The practical implication is to map your experience to people before you start the application. Lay out your qualifying period, identify which P.Eng can speak to each chunk of it, and check that every project you intend to use in a narrative has a credible validator attached. Gaps in that map, a period nobody licensed can vouch for, a key project whose supervisor has retired or become unreachable, are problems to surface early, while you can still solve them, not at submission time.
What they actually attest to
Validators are not writing you a glowing letter of recommendation. They are confirming facts: that you worked in the period and roles you state, that the engineering work in your narratives genuinely occurred and that your described contribution is accurate, that the work was of appropriate engineering substance, and that you demonstrated the competencies you claim. In practice this often means the validator reviews your competency narratives and confirms, competency by competency or period by period, that your account matches what they observed. They may also comment on your judgment, reliability, and professional conduct.
References speaking to character attest to your integrity, professionalism, and fitness to hold a licence in the public interest. Because validators confirm specific claims, the accuracy of your narratives matters enormously: a validator asked to endorse an exaggerated or imprecise account is being put in an awkward position, and a careful one will correct or decline it. Write narratives your validators can confirm without hesitation, and the validation step becomes a formality rather than a negotiation.
How to ask
Ask early, ask directly, and make it easy. Approach your prospective validators well before the deadline, ideally months ahead, and certainly before you have written narratives that depend on them. A good ask is specific: explain that you are applying for your P.Eng, that you would like them to validate the experience you did under their supervision, roughly what that will involve (reviewing and confirming a set of narratives, completing the regulator's verification form), and the timeframe you are working toward.

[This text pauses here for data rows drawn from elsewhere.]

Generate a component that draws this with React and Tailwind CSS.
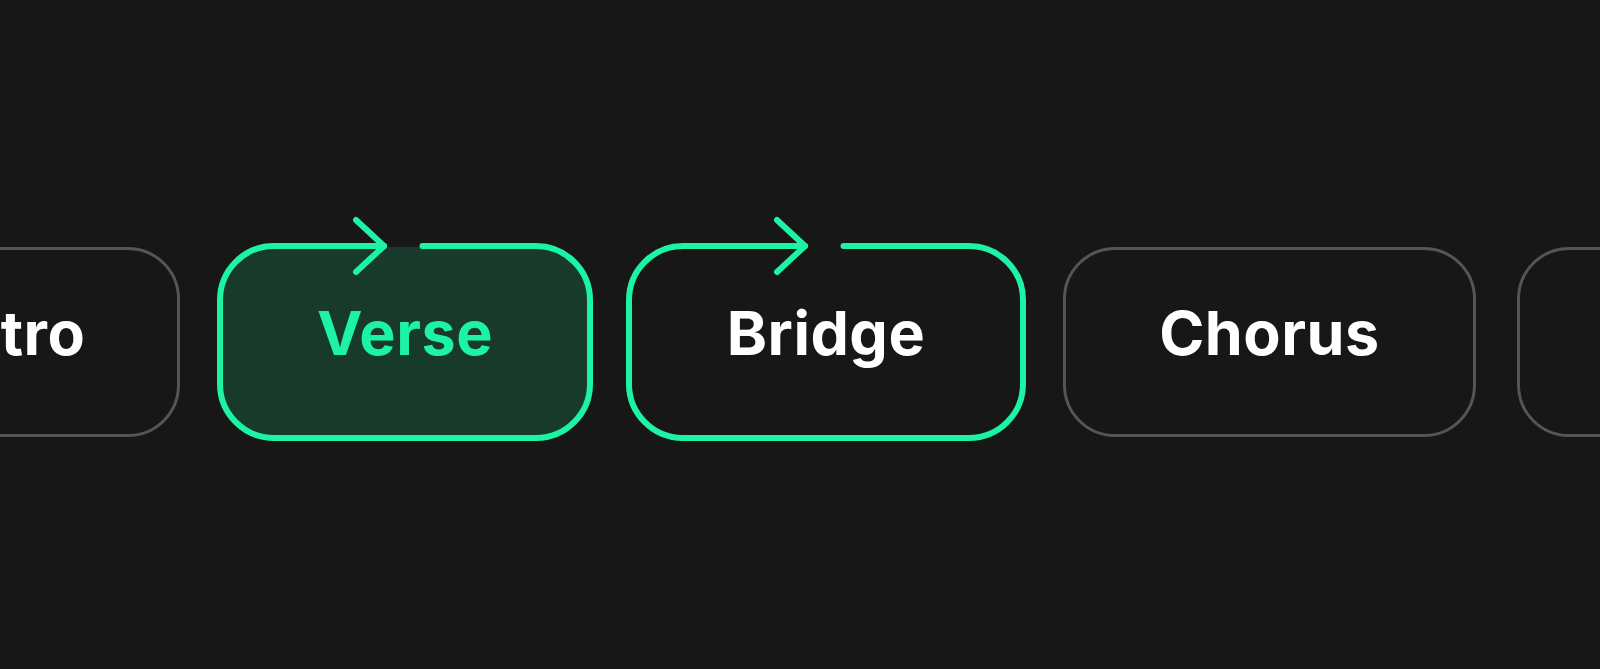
import React from "react";

const sections = [
  { id: "intro", label: "Intro", width: 330, state: "idle" },
  { id: "verse", label: "Verse", width: 368, state: "active" },
  { id: "bridge", label: "Bridge", width: 392, state: "queued" },
  { id: "chorus", label: "Chorus", width: 413, state: "idle" },
  { id: "outro", label: "Outro", width: 340, state: "idle" },
];

const BOX_H = 190;

// green loop outline with an arrow breaking the top edge
const LoopOutline = ({ width }) => {
  const W = width + 8;
  const H = BOX_H + 8;
  const s = 3;
  const R = 54;
  const cx = W / 2;
  const tip = cx - 21;
  const start = cx + 17.5;
  const d = [
    `M ${start} ${s}`,
    `H ${W - s - R}`,
    `A ${R} ${R} 0 0 1 ${W - s} ${s + R}`,
    `V ${H - s - R}`,
    `A ${R} ${R} 0 0 1 ${W - s - R} ${H - s}`,
    `H ${s + R}`,
    `A ${R} ${R} 0 0 1 ${s} ${H - s - R}`,
    `V ${s + R}`,
    `A ${R} ${R} 0 0 1 ${s + R} ${s}`,
    `H ${tip}`,
  ].join(" ");

  return (
    <svg
      className="absolute -left-[4px] -top-[4px] overflow-visible pointer-events-none"
      width={W}
      height={H}
      viewBox={`0 0 ${W} ${H}`}
      fill="none"
    >
      <path d={d} stroke="#1df3a5" strokeWidth="6" strokeLinecap="round" />
      <path
        d={`M ${tip - 28} ${s - 26} L ${tip} ${s} L ${tip - 28} ${s + 26}`}
        stroke="#1df3a5"
        strokeWidth="6"
        strokeLinecap="round"
        strokeLinejoin="round"
      />
    </svg>
  );
};

const SectionBox = ({ section }) => {
  const looped = section.state !== "idle";
  const active = section.state === "active";

  return (
    <div
      className={`relative shrink-0 h-[190px] flex items-center justify-center pb-[17px] rounded-[52px] ${
        looped ? "" : "border-[3px] border-[#555555]"
      } ${active ? "bg-[#183a2d]" : ""}`}
      style={{ width: section.width }}
    >
      {looped && <LoopOutline width={section.width} />}
      <span
        className={`text-[61px] leading-none font-bold tracking-[0.5px] whitespace-nowrap ${
          active ? "text-[#1df3a5]" : "text-white"
        }`}
      >
        {section.label}
      </span>
    </div>
  );
};

export default function App() {
  return (
    <div
      className="w-full h-[669px] bg-[#171717] overflow-hidden"
      style={{ fontFamily: "Inter, 'Liberation Sans', sans-serif" }}
    >
      <div className="flex gap-[41px] pt-[247px] ml-[-150px]">
        {sections.map((section) => (
          <SectionBox key={section.id} section={section} />
        ))}
      </div>
    </div>
  );
}
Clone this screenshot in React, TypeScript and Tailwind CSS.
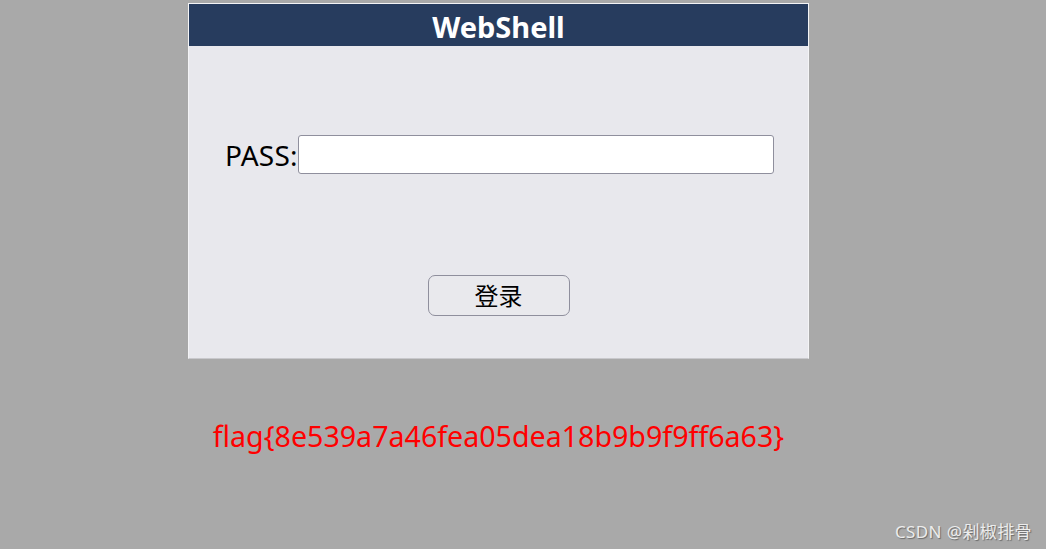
export default function App() {
  return (
    <div className="relative w-[1046px] h-[549px] overflow-hidden bg-[#a9a9a9] font-['Noto_Sans','Noto_Sans_CJK_SC',sans-serif]">
      <div className="ml-[188px] pt-[3px] w-[621px]">
        <div className="border border-[#f4f4f6] border-b-[#c8c8cc] bg-[#e8e8ed] h-[356px] flex flex-col">
          <div className="h-[42px] bg-[#273c5e] flex items-center justify-center">
            <h1 className="text-white font-bold text-[29px] leading-none pt-[2px]">WebShell</h1>
          </div>
          <div className="flex items-center pl-[36px] mt-[89px]">
            <span className="text-[28px] leading-none text-black tracking-[0.2px]">PASS:</span>
            <input
              type="password"
              className="w-[476px] h-[39px] bg-white border border-[#8f8f9d] rounded-[3px] outline-none"
            />
          </div>
          <div className="flex justify-center mt-[101px]">
            <button className="w-[142px] h-[41px] border border-[#8f8f9d] rounded-[7px] bg-[#e9e9ed] text-[24px] text-black leading-none">
              登录
            </button>
          </div>
        </div>
        <p className="mt-[63px] text-center text-[#ff0000] text-[28.6px] leading-none">
          flag{"{"}8e539a7a46fea05dea18b9b9f9ff6a63{"}"}
        </p>
      </div>
      <div className="absolute right-[14px] bottom-[9px] text-[17px] leading-none text-[#ececec] tracking-[0.4px] [text-shadow:1px_1px_1px_#6a6a6a]">
        CSDN @剁椒排骨
      </div>
    </div>
  );
}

Make the task small for them. When the time comes, give each validator clean, accurate narratives covering only the work they witnessed, a clear note of what you are asking them to confirm, and the regulator's form or link. The less reconstruction and chasing you require of a busy senior engineer, the faster and more willingly they respond. It is also wise to keep your prospective validators warm over the years: staying in touch with former supervisors, rather than resurfacing cold after a job change, is what makes the eventual ask comfortable for both sides.
Common pitfalls
The most damaging pitfall is leaving references to the end and discovering that a key validator has retired, moved, left the profession, or simply gone quiet. A validator you cannot reach is a hole in your application that no amount of narrative quality can fill. The second is choosing the wrong people: someone too junior to credibly attest to engineering substance, someone who did not actually oversee the work you are claiming, or someone whose relationship to you (family, close friend) disqualifies them.
Other recurring problems: validators who are slow to respond and stall the whole application; narratives that overstate your role, putting a conscientious validator in the position of having to correct them; and a mismatch between the experience you claim and what any single validator can actually confirm. Almost all of these are avoidable with early planning. Identify your validators before you write, keep them informed, give them accurate material, and treat their time as the scarce resource it is. The candidates whose applications move smoothly are almost always the ones who solved the references problem first, not last.